Search engine queries can lead into some interesting areas. Especially gray ones.

I was looking for some information on a company that wants to build student housing in Plattsburgh when the name Karen Hitchcock popped up. I was puzzled. Why would this former president of the University of Albany be linked to that company?

I ended up reading a few articles that appeared in the Albany Times-Union and the New York Times newspapers back in 2005. They revealed the existence of The Loophole.

If a state employee was being investigated on ethics charges, he could effectively stop the inquiry by quitting or resigning. All ethics investigations could only be conducted while the accused collected a state paycheck.

Karen Hitchcock resigned from UAlbany back in 2004, taking another position in Ontario, Canada.

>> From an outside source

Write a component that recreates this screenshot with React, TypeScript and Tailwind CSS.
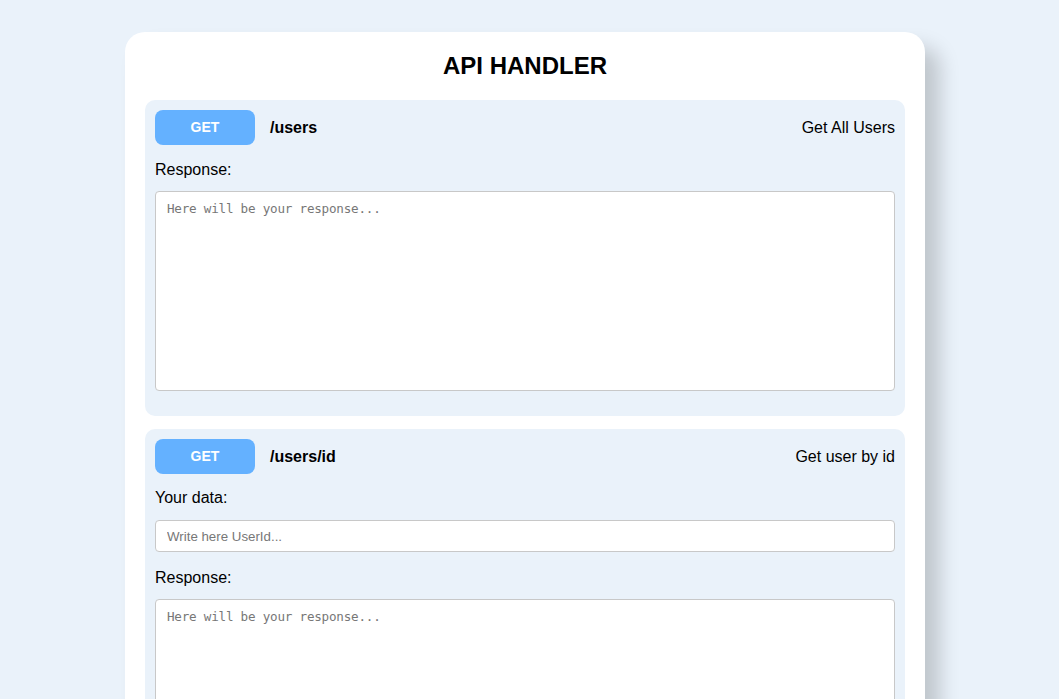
import { useState } from 'react';

type Endpoint = {
  method: string;
  path: string;
  title: string;
  inputPlaceholder?: string;
};

const endpoints: Endpoint[] = [
  { method: 'GET', path: '/users', title: 'Get All Users' },
  { method: 'GET', path: '/users/id', title: 'Get user by id', inputPlaceholder: 'Write here UserId...' },
];

const EndpointCard = ({ endpoint }: { endpoint: Endpoint }) => {
  const [value, setValue] = useState('');

  return (
    <div className="bg-[#eaf2fa] rounded-[10px] px-[10px] pt-[10px] pb-[25px]">
      {/* Method, path and description */}
      <div className="flex items-center h-[35px]">
        <button className="w-[100px] h-[35px] rounded-[8px] bg-[#64b1ff] text-white text-[14px] font-bold">
          {endpoint.method}
        </button>
        <span className="ml-[15px] text-[16px] font-bold text-black">{endpoint.path}</span>
        <span className="ml-auto text-[16px] text-black">{endpoint.title}</span>
      </div>

      {endpoint.inputPlaceholder && (
        <>
          <div className="mt-[15px] text-[16px] leading-[18px] text-black">Your data:</div>
          <input
            type="text"
            value={value}
            onChange={(e) => setValue(e.target.value)}
            placeholder={endpoint.inputPlaceholder}
            className="mt-[13px] block w-full h-[32px] bg-white border border-[#c8c8c8] rounded-[4px] px-[11px] text-[13.3px] placeholder:text-[#777] focus:outline-none"
          />
        </>
      )}

      <div className={`${endpoint.inputPlaceholder ? 'mt-[17px]' : 'mt-[16px]'} text-[16px] leading-[18px] text-black`}>
        Response:
      </div>
      <textarea
        readOnly
        placeholder="Here will be your response..."
        className="mt-[12px] block w-full h-[200px] bg-white border border-[#c8c8c8] rounded-[4px] px-[11px] py-[8px] text-[12.6px] tracking-[-0.22px] resize-none placeholder:text-[#777] focus:outline-none"
        style={{ fontFamily: '"DejaVu Sans Mono", "Liberation Mono", monospace' }}
      />
    </div>
  );
};

const App = () => {
  return (
    <div
      className="min-h-screen bg-[#eaf2fa] pt-[32px] pb-[40px] flex justify-center pr-[9px]"
      style={{ fontFamily: '"Liberation Sans", Arial, sans-serif' }}
    >
      <div className="w-[800px] bg-white rounded-[20px] px-[20px] pt-[20px] pb-[20px] shadow-[15px_15px_20px_rgba(0,0,0,0.18)]">
        <h1 className="text-center text-[24px] leading-[28px] font-bold text-black mb-[20px]">API HANDLER</h1>
        <div className="flex flex-col gap-[13px]">
          {endpoints.map((ep) => (
            <EndpointCard key={ep.path} endpoint={ep} />
          ))}
        </div>
      </div>
    </div>
  );
};

export default App;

After her resignation it was revealed she was being investigated on ethics charges in regards to her connection with a local developer. The developer, Walter Uccellini, is the founder of the United Group of Companies. That’s why Hitchcock’s name appeared in my search engine hits.

An allegation was made that Hitchcock was trying to push building projects for Uccellini in exchange for Uccellinni to endow a university professorship for her to fill.

Hitchcock has denied any wrongdoing. She has stated she would like to see a full, impartial inquiry to clear her name. But since she left her UAlbany position, the ethics inquiry was stopped.

Of course, some speculate that Hitchcock took advantage of The Loophole to avoid any penalties if the ethics board ruled against her.

So it’s an open question: What really happened with Hitchcock and her dealings with Uccellini?

Talk about a gray area.

Before leaving office, former Governor George Pataki signed a law that closed The Loophole. The Ethics Commission can now pursue any complaints even if employees leave the state payroll.

This doesn’t change the situation for Karen Hitchcock. Maybe she could get another NY State job and restart the ethics probe.